Dalam bidang seni, beliau adalah pemimpin orkes. Dalam bidang keagamaan, beliau adalah guru ngaji, yang kemampuannya sungguh tak tanggung-tanggung, karena beliau juga sebagai dewan juri tetap di setiap perhelatan MTQ di tingkat kecamatan Tanah Luas. Dalam bidang pendidikan formal, beliau adalah seorang guru. Saat aku masih kecil, seingat saya beliau mengajar di MTsS Blangjruen.
MTsS ini berada tepat di samping bekas rumah Hulubalang Keureutoe, Ampon Chik Bintara, yang juga suami pertama Cut Meutia. Dulu di situ juga ada sekolah Islam "Bustanul Ma'arif" yang didirikan pada tahun 1939 oleh Ampon Chik Muhammad Basyah, putra dari Ampon Chik Bintara yang meneruskan kepemimpinannya.
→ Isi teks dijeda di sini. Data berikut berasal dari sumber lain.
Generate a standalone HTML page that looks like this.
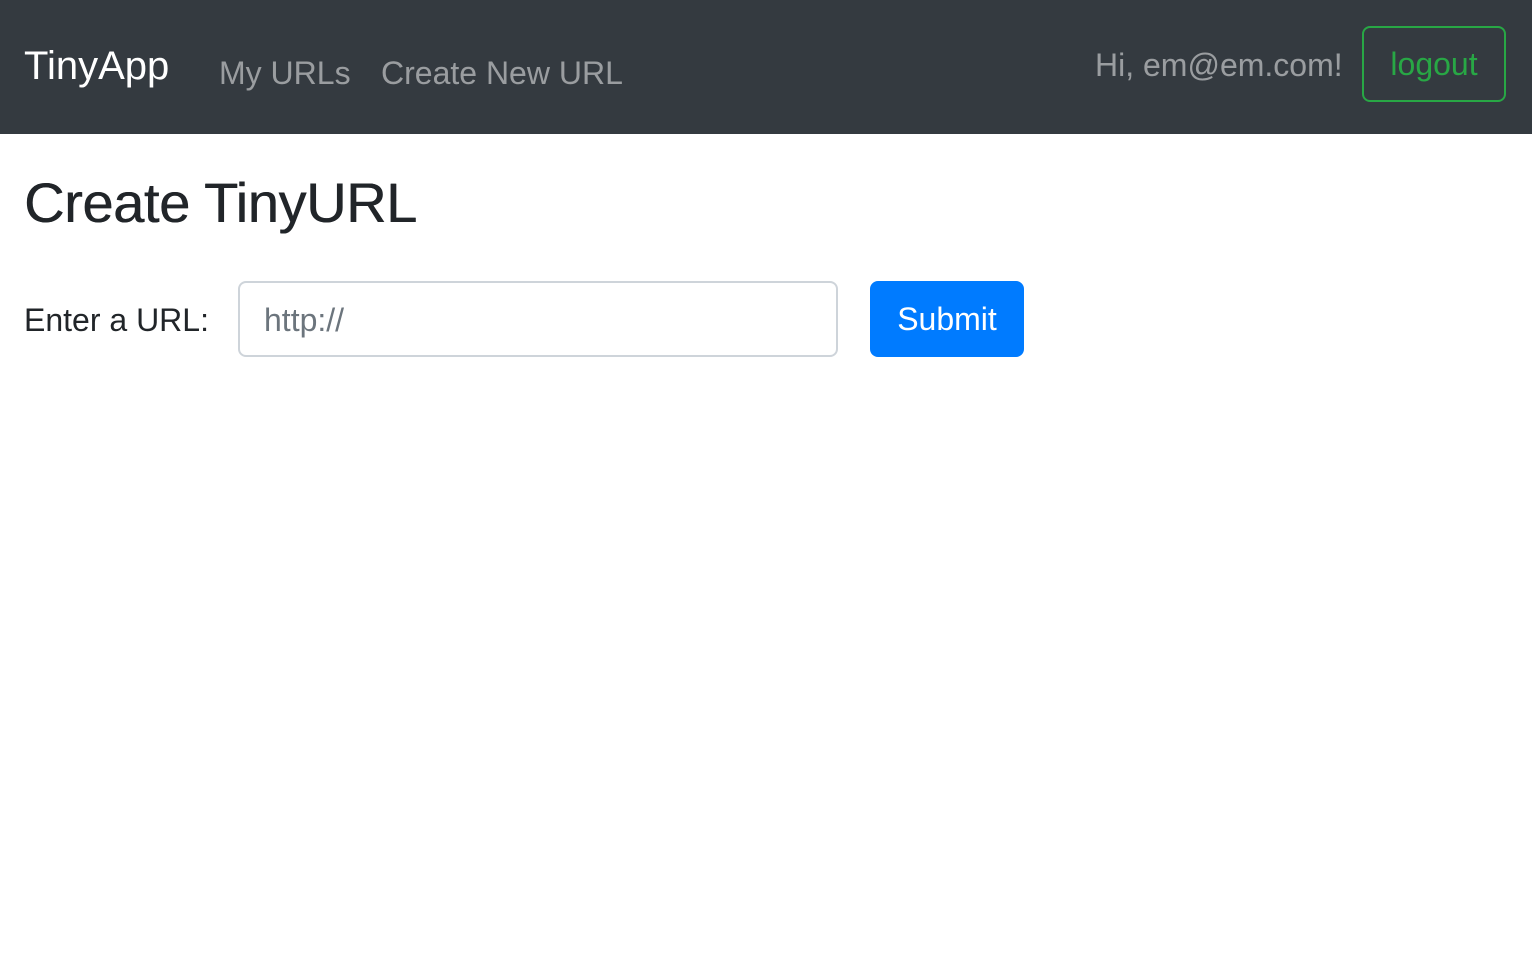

Oleh Ampon Chik Muhammad Basyah, Tgk Ismail Yakub (kelak beliau hijrah ke Jawa dan sempat menjadi rektor IAIN Surabaya tahun 1965 - 1972) diminta untuk memimpin sekolah yang baru dibangun ini, dan Ampon Raja Sabi (putra tunggal Cut Meutia dengan suaminya Ampon Chik Di Tunong) sebagai penasehatnya.
Belum saya klarifikasi kepada orang tua Blangjruen apakah MTsS itu tepat terletak di lokasi bekas Bustanul Ma'arif atau tidak. Yang mana lokasi itu sekarang menjadi Taman Kanak-Kanak (TK) dan Sekolah Luar Biasa (SLB) Tanah Luas Blangjruen. Letaknya kira-kira 100 meter ke belakang kantor KUA Tanah Luas, Blangjruen.
Sebagai anak kecil, saya hanya sempat melihat tempat itu telah dipergunakan untuk MTsS Blangjruen, bukan Bustanul Ma'arif lagi. Dan Bapak Letnan (Purn) Abidin, inspirator saya itu, sebagai salah satu gurunya.
Saking mengaguminya, setiap aku lihat dia sedang mengobrol dengan siapa saja, saya pasti ingin mendekat untuk hanya sekedar mendengar percakapannya yang berisi ilmu dan sering pula lucu yang kerap mengundang tawa. Bapak Letnan (Purn) Abidin ini pun telah tiada beberapa tahun yang lalu.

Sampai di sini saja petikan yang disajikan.